En matière de bruit causé par un véhicule, l’art. 42 al. 1 LCR prévoit que le conducteur doit veiller à ne pas incommoder les usagers de la route et les riverains, notamment en provoquant du bruit, de la poussière, de la fumée ou des odeurs qu’il peut éviter. La violation de cette disposition est sanctionnée par une amende (90 al. 1 LCR).
En tant que lex specialis de l’art. 335 al. 1 CP, l’art. 106 al. 3 LCR prévoit que les cantons restent compétents pour édicter des prescriptions complémentaires sur la circulation routière, sauf en ce qui concerne les véhicules automobiles et les cycles, les tramways et les chemins de fer routiers.

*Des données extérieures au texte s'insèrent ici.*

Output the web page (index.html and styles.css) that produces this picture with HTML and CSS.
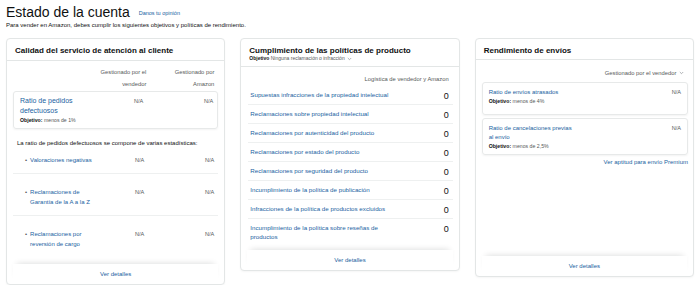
FILE: index.html
```html
<!DOCTYPE html>
<html lang="es">
<head>
    <meta charset="UTF-8">
    <meta name="viewport" content="width=device-width, initial-scale=1.0">
    <title>Estado de la cuenta</title>
    <link rel="stylesheet" href="styles.css">
</head>
<body>
    <div class="page">
        <div class="page-head">
            <h1>Estado de la cuenta <a href="#" class="feedback">Danos tu opinión</a></h1>
            <p class="intro">Para vender en Amazon, debes cumplir los siguientes objetivos y políticas de rendimiento.</p>
        </div>

        <div class="cards">
            <!-- Calidad del servicio -->
            <section class="card">
                <div class="card-head">
                    <h2>Calidad del servicio de atención al cliente</h2>
                </div>
                <div class="card-body quality">
                    <div class="col-heads">
                        <span class="col-a">Gestionado por el vendedor</span>
                        <span class="col-b">Gestionado por Amazon</span>
                    </div>
                    <div class="metric-box odr">
                        <div class="metric-label">
                            <a href="#" class="big-link">Ratio de pedidos defectuosos</a>
                            <div class="target"><b>Objetivo:</b> menos de 1%</div>
                        </div>
                        <span class="val">N/A</span>
                        <span class="val">N/A</span>
                    </div>
                    <p class="note">La ratio de pedidos defectuosos se compone de varias estadísticas:</p>
                    <ul class="stat-list">
                        <li class="stat-row">
                            <div class="stat-label"><span class="dot">•</span><a href="#">Valoraciones negativas</a></div>
                            <span class="val">N/A</span>
                            <span class="val">N/A</span>
                        </li>
                        <li class="stat-row">
                            <div class="stat-label"><span class="dot">•</span><a href="#">Reclamaciones de Garantía de la A a la Z</a></div>
                            <span class="val">N/A</span>
                            <span class="val">N/A</span>
                        </li>
                        <li class="stat-row">
                            <div class="stat-label"><span class="dot">•</span><a href="#">Reclamaciones por reversión de cargo</a></div>
                            <span class="val">N/A</span>
                            <span class="val">N/A</span>
                        </li>
                    </ul>
                </div>
                <div class="card-foot"><a href="#">Ver detalles</a></div>
            </section>

            <!-- Cumplimiento de políticas -->
            <section class="card">
                <div class="card-head">
                    <h2>Cumplimiento de las políticas de producto</h2>
                    <div class="head-sub"><b>Objetivo</b> Ninguna reclamación o infracción
                        <svg class="chev" width="5" height="4" viewBox="0 0 5 4"><polyline points="0.8,1 2.5,2.7 4.2,1" fill="none" stroke="#8d9096" stroke-width="0.7"/></svg>
                    </div>
                </div>
                <div class="card-body policy">
                    <div class="policy-cap">Logística de vendedor y Amazon</div>
                    <ul class="policy-list">
                        <li><a href="#">Supuestas infracciones de la propiedad intelectual</a><span class="count">0</span></li>
                        <li><a href="#">Reclamaciones sobre propiedad intelectual</a><span class="count">0</span></li>
                        <li><a href="#">Reclamaciones por autenticidad del producto</a><span class="count">0</span></li>
                        <li><a href="#">Reclamaciones por estado del producto</a><span class="count">0</span></li>
                        <li><a href="#">Reclamaciones por seguridad del producto</a><span class="count">0</span></li>
                        <li><a href="#">Incumplimiento de la política de publicación</a><span class="count">0</span></li>
                        <li><a href="#">Infracciones de la política de productos excluidos</a><span class="count">0</span></li>
                        <li><a href="#">Incumplimiento de la política sobre reseñas de productos</a><span class="count">0</span></li>
                    </ul>
                </div>
                <div class="card-foot"><a href="#">Ver detalles</a></div>
            </section>

            <!-- Rendimiento de envíos -->
            <section class="card">
                <div class="card-head">
                    <h2>Rendimiento de envíos</h2>
                </div>
                <div class="card-body shipping">
                    <div class="ship-filter">Gestionado por el vendedor
                        <svg class="chev" width="5" height="4" viewBox="0 0 5 4"><polyline points="0.8,1 2.5,2.7 4.2,1" fill="none" stroke="#8d9096" stroke-width="0.7"/></svg>
                    </div>
                    <div class="metric-box ship-box">
                        <div class="metric-label">
                            <a href="#">Ratio de envíos atrasados</a>
                            <div class="target"><b>Objetivo:</b> menos de 4%</div>
                        </div>
                        <span class="val">N/A</span>
                    </div>
                    <div class="metric-box ship-box">
                        <div class="metric-label">
                            <a href="#">Ratio de cancelaciones previas al envío</a>
                            <div class="target"><b>Objetivo:</b> menos de 2,5%</div>
                        </div>
                        <span class="val">N/A</span>
                    </div>
                    <div class="premium"><a href="#">Ver aptitud para envío Premium</a></div>
                </div>
                <div class="card-foot"><a href="#">Ver detalles</a></div>
            </section>
        </div>
    </div>
</body>
</html>
```

FILE: styles.css
```css
* {
    box-sizing: border-box;
}
body {
    margin: 0;
    font-family: "Liberation Sans", Arial, sans-serif;
    color: #0f1111;
    background: #fff;
}
a {
    color: #2162a1;
    text-decoration: none;
}
ul {
    margin: 0;
    padding: 0;
    list-style: none;
}
.page {
    padding: 0 6px;
}
.page-head {
    padding-top: 3px;
    margin-bottom: 9px;
}
h1 {
    margin: 0;
    font-size: 14px;
    font-weight: normal;
    line-height: 18px;
}
.feedback {
    font-size: 5.5px;
    margin-left: 5px;
    vertical-align: 2px;
}
.intro {
    margin: 0;
    font-size: 6px;
    line-height: 7px;
}
.cards {
    display: flex;
    gap: 15px;
    align-items: flex-start;
}
.card {
    flex: 1;
    min-width: 0;
    border: 1px solid #e3e6e6;
    border-radius: 4px;
    background: #fff;
    box-shadow: 0 1px 2px rgba(15, 17, 17, 0.04);
}
.card-head {
    padding: 7px 8px 5px;
    border-bottom: 1px solid #e3e6e6;
}
.card-head h2 {
    margin: 0;
    font-size: 8px;
    font-weight: bold;
    line-height: 9px;
}
.head-sub {
    font-size: 5px;
    line-height: 7px;
    color: #565959;
}
.head-sub b {
    color: #0f1111;
}
.chev {
    vertical-align: middle;
    margin-left: 1px;
}
.card + .card .card-head {
    padding-bottom: 4px;
}
.card-foot {
    margin: 0 6px;
    height: 20px;
    line-height: 20px;
    text-align: center;
    font-size: 6px;
    box-shadow: 0 -4px 6px -4px rgba(15, 17, 17, 0.16);
}
.val {
    font-size: 5.6px;
    line-height: 9px;
    color: #565959;
    text-align: right;
}
.target {
    font-size: 5.2px;
    line-height: 8px;
    color: #565959;
}
.target b {
    color: #0f1111;
}
.metric-box {
    border: 1px solid #e7e9e9;
    border-radius: 3px;
    box-shadow: 0 1px 2px rgba(15, 17, 17, 0.05);
}

/* calidad del servicio */
.quality {
    padding: 5px 6px 7px;
}
.col-heads {
    display: flex;
    justify-content: flex-end;
    gap: 18px;
    padding-right: 4px;
    font-size: 5.8px;
    line-height: 12px;
    color: #565959;
    text-align: right;
}
.col-a {
    width: 60px;
}
.col-b {
    width: 50px;
}
.odr {
    display: grid;
    grid-template-columns: 1fr 40px 60px;
    column-gap: 10px;
    margin-top: 1px;
    padding: 4px 4px 4px 6px;
}
.big-link {
    display: block;
    font-size: 7px;
    line-height: 10px;
}
.odr .val {
    line-height: 10px;
}
.note {
    margin: 10px 0 0 4px;
    font-size: 6px;
    line-height: 8px;
}
.stat-row {
    display: grid;
    grid-template-columns: 1fr 40px 60px;
    column-gap: 10px;
    padding: 13px 4px 8px 12px;
    border-top: 1px solid #eef0f0;
    font-size: 6px;
    line-height: 10px;
}
.stat-row:first-child {
    padding-top: 8px;
    border-top: none;
}
.stat-row .val {
    line-height: 10px;
}
.stat-label {
    display: flex;
    gap: 3px;
}
.dot {
    color: #565959;
}

/* cumplimiento de politicas */
.policy {
    padding: 8px 6px 7px 7px;
}
.policy-cap {
    font-size: 5.8px;
    line-height: 8px;
    color: #565959;
    text-align: right;
    padding-right: 4px;
    margin-bottom: 3px;
}
.policy-list li {
    display: flex;
    justify-content: space-between;
    align-items: flex-start;
    gap: 20px;
    padding: 4px 4px 2px 2px;
    border-bottom: 1px solid #eef0f0;
}
.policy-list li:last-child {
    border-bottom: none;
}
.policy-list a {
    font-size: 6.2px;
    line-height: 9px;
    max-width: 150px;
}
.count {
    font-size: 9px;
    line-height: 11px;
    margin-top: 1px;
}

/* rendimiento de envios */
.shipping {
    min-height: 196px;
    padding: 9px 5px 0 6px;
}
.ship-filter {
    font-size: 5.8px;
    line-height: 8px;
    color: #565959;
    text-align: right;
    padding-right: 4px;
    margin-bottom: 5px;
}
.ship-box {
    display: flex;
    justify-content: space-between;
    min-height: 33px;
    padding: 5px 6px 4px;
    margin-bottom: 3px;
}
.ship-box .metric-label {
    max-width: 88px;
    font-size: 6px;
    line-height: 9px;
}
.premium {
    margin-top: 2px;
    text-align: right;
    font-size: 6px;
    line-height: 8px;
}
```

Partant, les cantons ne peuvent édicter des prescriptions complémentaires instituant des contraventions de droit cantonal dans le domaine de la circulation routière que si elles ne concernent pas les véhicules automobiles et les cycles, les tramways et chemins de fer routiers (art. 106 al. 3 LCR).
L’art. 59 al. 1 RGP prévoit que tout acte sur le domaine public de nature à porter atteinte à l’ordre, à la tranquillité, à la sécurité et au repos publics est interdit. Sont notamment compris dans cette interdiction les querelles, les bagarres, les chants bruyants, les cris, les attroupements tumultueux ou gênant la circulation ou les usagers, les pétards, les coups de feu, les jeux bruyants ou tous autres bruits excessifs, tels ceux produits par une conduite de véhicule motorisé inappropriée et dérangeante. L’art. 12 de ce même règlement prévoit que toute infraction aux dispositions du présent règlement est passible d’une amende.
Dès lors, le bruit excessif causé par la conduite d’un véhicule à moteur est spécifiquement sanctionné par une amende en vertu des art. 90 al. 1 et 42 al. 1 LCR. L’art. 59 al. 1 RGP dernière phrase poursuit le même but en sanctionnant également ce comportement.
Ainsi, la limite de compétence n’est pas respectée et l’art. 59 al. 1 in fine RGP viole l’art. 106 al. 3 LCR ainsi que la primauté du droit fédéral.
Par conséquent, le Tribunal fédéral admet le recours.